If someone slaps you on one cheek, turn to them the other also. If someone takes your coat, do not withhold your shirt from them. Luke 6:29
“Abba Macarius discovered a man who owned a beast of burden engaged in plundering his goods. So he came up to the thief as if he was a stranger and he helped him to load the animal. He saw him off in great peace of soul, saying, ‘We have brought nothing into this world, and we cannot take anything out of the world.’ (1 Timothy 6:7) ‘The Lord gave and the Lord has taken away; blessed be the name of the Lord.’ (Job 1:21).”
Abba Mararius (360-435), one of the desert fathers, in The Sayings of the Desert Fathers, translated by Benedicta Ward (Kalamazoo: Cistercian, 1975) 131.
Can you imagine a scene where someone takes our coat and so you offer your shirt too? Or imagine saying, “Let me help you load that.”
I think most of us are far too attached to “our” material things to assist a thief in loading them only to haul them away. Our proclivity is to fight for what is “ours.”

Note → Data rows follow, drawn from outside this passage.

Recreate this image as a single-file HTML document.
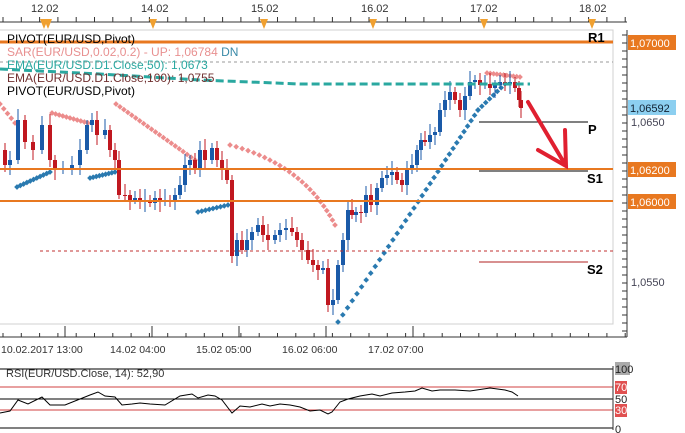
<!DOCTYPE html><html><head><style>
body{margin:0;width:685px;height:433px;overflow:hidden;background:#fff;font-family:"Liberation Sans",sans-serif}
svg{position:absolute;left:0;top:0}
text{font-family:"Liberation Sans",sans-serif;font-size:11px}
.lg text{font-size:12px}
.bt text{font-size:10.5px}
</style></head><body>
<svg id="s" width="685" height="433" xmlns="http://www.w3.org/2000/svg">
<rect x="-1" y="30" width="614" height="294" fill="none" stroke="#d0d0d0"/>
<g id="sar"></g><g id="c"></g>
<line x1="0" y1="62" x2="613" y2="62" stroke="#999" stroke-dasharray="3,3"/>
<line x1="40" y1="251" x2="613" y2="251" stroke="#c03030" stroke-dasharray="3,3"/>
<polyline points="0,69 100,74 200,80 300,84 530,84" fill="none" stroke="#2aa8a0" stroke-width="3" stroke-dasharray="8,4"/>
<line x1="0" y1="42" x2="613" y2="42" stroke="#e87820" stroke-width="3"/>
<line x1="0" y1="169" x2="613" y2="169" stroke="#e87820" stroke-width="2"/>
<line x1="0" y1="201" x2="613" y2="201" stroke="#e87820" stroke-width="2"/>
<line x1="479" y1="122" x2="588" y2="122" stroke="#000"/>
<line x1="479" y1="171" x2="588" y2="171" stroke="#000"/>
<line x1="479" y1="262" x2="588" y2="262" stroke="#b02020"/>
<g font-weight="bold"><text x="588" y="42" style="font-size:13px">R1</text><text x="588" y="134" style="font-size:13px">P</text><text x="587" y="183" style="font-size:13px">S1</text><text x="587" y="274" style="font-size:13px">S2</text></g>
<path d="M528,102 L566,166 M538,150 L566,166 L565,130" fill="none" stroke="#e02030" stroke-width="4" stroke-linecap="round"/>
<g class="lg">
<text x="7" y="43" fill="#000">PIVOT(EUR/USD,Pivot)</text>
<text x="7" y="56" fill="#e89090">SAR(EUR/USD,0.02,0.2) -  UP: 1,06784  <tspan fill="#3a8aa8">DN</tspan></text>
<text x="7" y="69" fill="#2aa8a0">EMA(EUR/USD.D1.Close,50): 1,0673</text>
<text x="7" y="82" fill="#703030">EMA(EUR/USD.D1.Close,100): 1,0755</text>
<text x="7" y="95" fill="#000">PIVOT(EUR/USD,Pivot)</text>
</g>
<line x1="0" y1="22" x2="627" y2="22" stroke="#333"/>
<g id="tt"></g>
<g fill="#333"><text x="31" y="12">12.02</text><text x="141" y="12">14.02</text><text x="251" y="12">15.02</text><text x="361" y="12">16.02</text><text x="470" y="12">17.02</text><text x="579" y="12">18.02</text></g>
<line x1="627" y1="30" x2="627" y2="337" stroke="#333"/>
<line x1="0" y1="337" x2="627" y2="337" stroke="#333"/>
<g id="pt"></g>
<rect x="628" y="35" width="48" height="15" fill="#e87820"/><text x="630" y="47" fill="#fff">1,07000</text>
<rect x="628" y="100" width="48" height="15" fill="#8ccff0"/><text x="630" y="112" fill="#123">1,06592</text>
<text x="631" y="126" fill="#445">1,0650</text>
<rect x="628" y="162" width="48" height="15" fill="#e87820"/><text x="630" y="174" fill="#fff">1,06200</text>
<rect x="628" y="194" width="48" height="15" fill="#e87820"/><text x="630" y="206" fill="#fff">1,06000</text>
<text x="631" y="286" fill="#445">1,0550</text>
<g fill="#333" class="bt"><text x="1" y="353">10.02.2017 13:00</text><text x="110" y="353">14.02 04:00</text><text x="196" y="353">15.02 05:00</text><text x="282" y="353">16.02 06:00</text><text x="368" y="353">17.02 07:00</text></g>
<line x1="0" y1="369" x2="613" y2="369" stroke="#000"/>
<line x1="0" y1="387" x2="613" y2="387" stroke="#d04040"/>
<line x1="0" y1="399" x2="613" y2="399" stroke="#000"/>
<line x1="0" y1="410" x2="613" y2="410" stroke="#d04040"/>
<line x1="0" y1="428" x2="613" y2="428" stroke="#000"/>
<line x1="613" y1="366" x2="613" y2="430" stroke="#333"/>
<text x="6" y="377" fill="#333">RSI(EUR/USD.Close, 14): 52,90</text>
<rect x="615" y="362" width="15" height="13" fill="#aaa"/><text x="615" y="373" fill="#222">100</text>
<rect x="615" y="381" width="12" height="13" fill="#e05050"/><text x="615" y="391" fill="#fff">70</text>
<text x="615" y="403" fill="#222">50</text>
<rect x="615" y="404" width="12" height="13" fill="#e05050"/><text x="615" y="414" fill="#fff">30</text>
<text x="615" y="433" fill="#222">0</text>
<polyline fill="none" stroke="#000" points="0,413 10,411 18,400 28,404 42,397 50,405 65,405 90,395 98,392 105,396 115,397 122,405 132,404 140,403 150,404 165,405 180,396 192,394 198,398 208,395 215,396 222,400 232,413 240,406 250,407 262,404 270,406 280,404 290,405 300,407 310,411 320,410 328,414 332,412 340,402 348,399 360,396 372,394 380,396 392,393 405,392 415,391 422,388 432,391 440,390 455,390 470,391 490,388 505,390 512,392 518,396"/>
</svg>
<script>
var s='http://www.w3.org/2000/svg';function el(p,t,a){var e=document.createElementNS(s,t);for(var k in a)e.setAttribute(k,a[k]);document.getElementById(p).appendChild(e);return e}
for(var x=3;x<627;x+=18.3){el('tt','line',{x1:x,y1:17,x2:x,y2:22,stroke:'#333'});el('pt','line',{x1:x,y1:333,x2:x,y2:337,stroke:'#333'})}
[44,48,153,264,373,484,592].forEach(function(x){el('tt','path',{d:'M'+(x-4)+',19 L'+(x+4)+',19 L'+x+',29Z',fill:'#f0a030'})});
[65,152,239,326,413].forEach(function(x){el('pt','line',{x1:x,y1:326,x2:x,y2:337,stroke:'#333'})});
for(var y=35;y<335;y+=8)el('pt','line',{x1:622,y1:y,x2:627,y2:y,stroke:'#333'});
var pts=[[0,150],[5,165],[10,160],[18,120],[25,142],[33,150],[42,125],[50,160],[55,170],[63,168],[72,165],[80,150],[87,125],[92,120],[97,135],[105,130],[110,150],[115,160],[119,195],[125,195],[130,200],[135,198],[140,202],[145,200],[150,203],[155,198],[160,202],[165,200],[170,200],[175,195],[180,185],[185,165],[190,160],[195,170],[200,150],[205,160],[212,148],[217,160],[222,170],[227,180],[232,256],[237,240],[242,250],[247,240],[252,232],[258,225],[263,235],[268,240],[275,235],[280,230],[286,228],[292,232],[297,240],[302,250],[308,260],[313,265],[318,270],[323,268],[328,305],[333,300],[338,265],[343,240],[348,210],[352,215],[356,212],[361,213],[366,195],[371,205],[377,188],[382,178],[387,175],[392,172],[397,180],[402,185],[407,170],[412,165],[417,150],[421,140],[425,142],[430,135],[435,132],[440,110],[445,100],[450,92],[455,100],[460,110],[465,96],[470,82],[475,80],[480,85],[485,84],[490,88],[495,85],[500,82],[505,84],[510,82],[515,88],[519,100],[521,108]];
for(var i=1;i<pts.length;i++){var x=pts[i][0],o=pts[i-1][1],c=pts[i][1];var t=Math.min(o,c),b=Math.max(o,c);var col=c<o?'#1a5aa8':'#c01820';
el('c','line',{x1:x,y1:t-5-(i%4)*2,x2:x,y2:b+4+(i%3)*3,stroke:col});el('c','rect',{x:x-2,y:t,width:4,height:Math.max(1,b-t),fill:col});}
function seg(x1,y1,x2,y2,n,col,cx,cy){for(var k=0;k<=n;k++){var u=k/n;var x=x1+(x2-x1)*u,y=y1+(y2-y1)*u;if(cx!==undefined){y=(1-u)*(1-u)*y1+2*u*(1-u)*cy+u*u*y2;x=(1-u)*(1-u)*x1+2*u*(1-u)*cx+u*u*x2;}el('sar','rect',{x:x-2,y:y-2,width:4,height:4,fill:col,transform:'rotate(45 '+x+' '+y+')'})}}
var pk='#ec8c8c',bl='#2a7ab0';
seg(0,104,15,123,4,pk);seg(52,113,88,123,10,pk);seg(116,104,195,160,20,pk);seg(230,145,335,225,24,pk,305,165);seg(487,73,520,77,10,pk);
seg(17,187,50,172,10,bl);seg(90,178,115,172,8,bl);seg(198,212,228,205,8,bl);seg(338,322,478,110,34,bl,420,200);seg(478,110,505,84,7,bl);
</script>
</body></html>
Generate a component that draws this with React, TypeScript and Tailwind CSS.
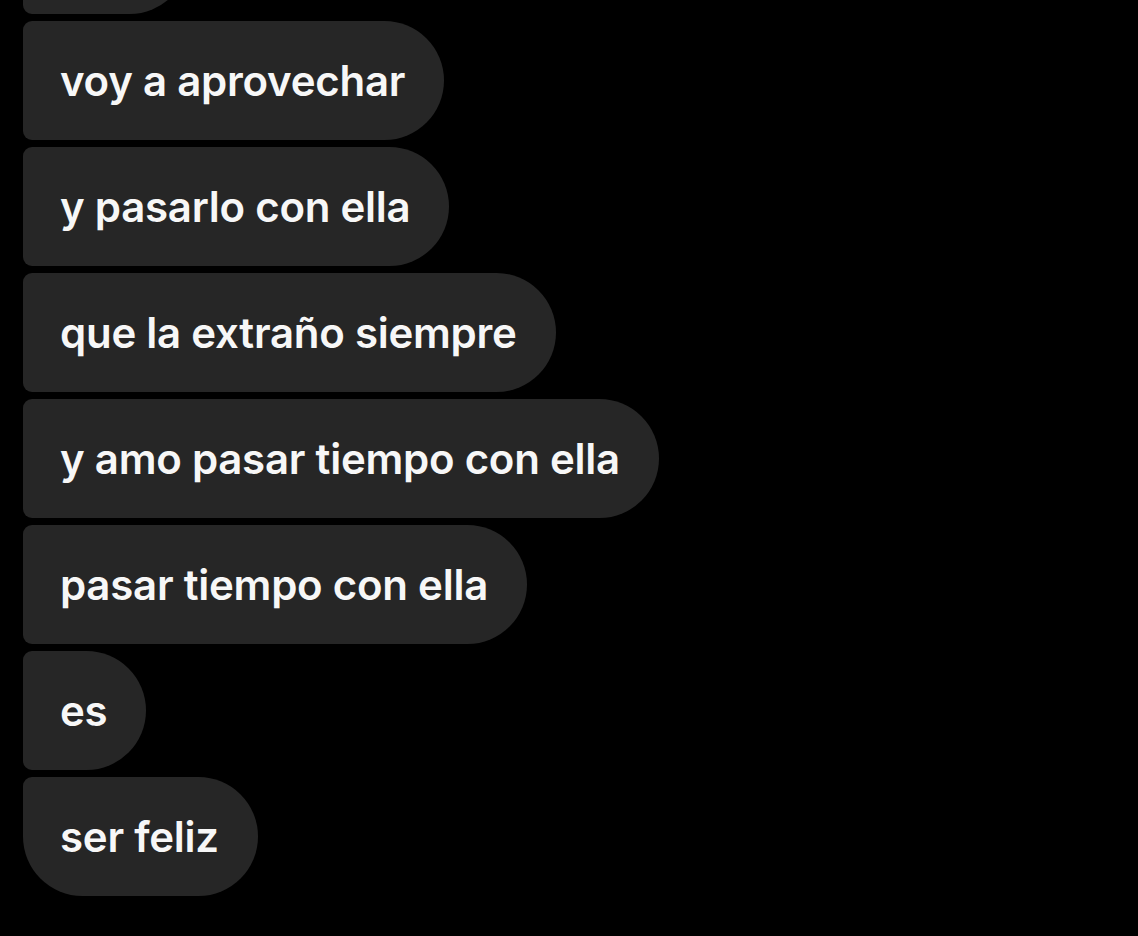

This story teaches us to remember to hold on loosely to everything. Possessions are temporal. They come and go. We arrived on earth without them and we will depart without them. In between, God supplied them.
When people see us behave this way, it shows our faith and true attachments. It shows we have found something worth more than all the possessions the thief can load.
Is there anything you might hesitate to load? We do not find “great peace of soul” in possessing things but in knowing the Lord who provides us with everything we have ever needed and will ever need.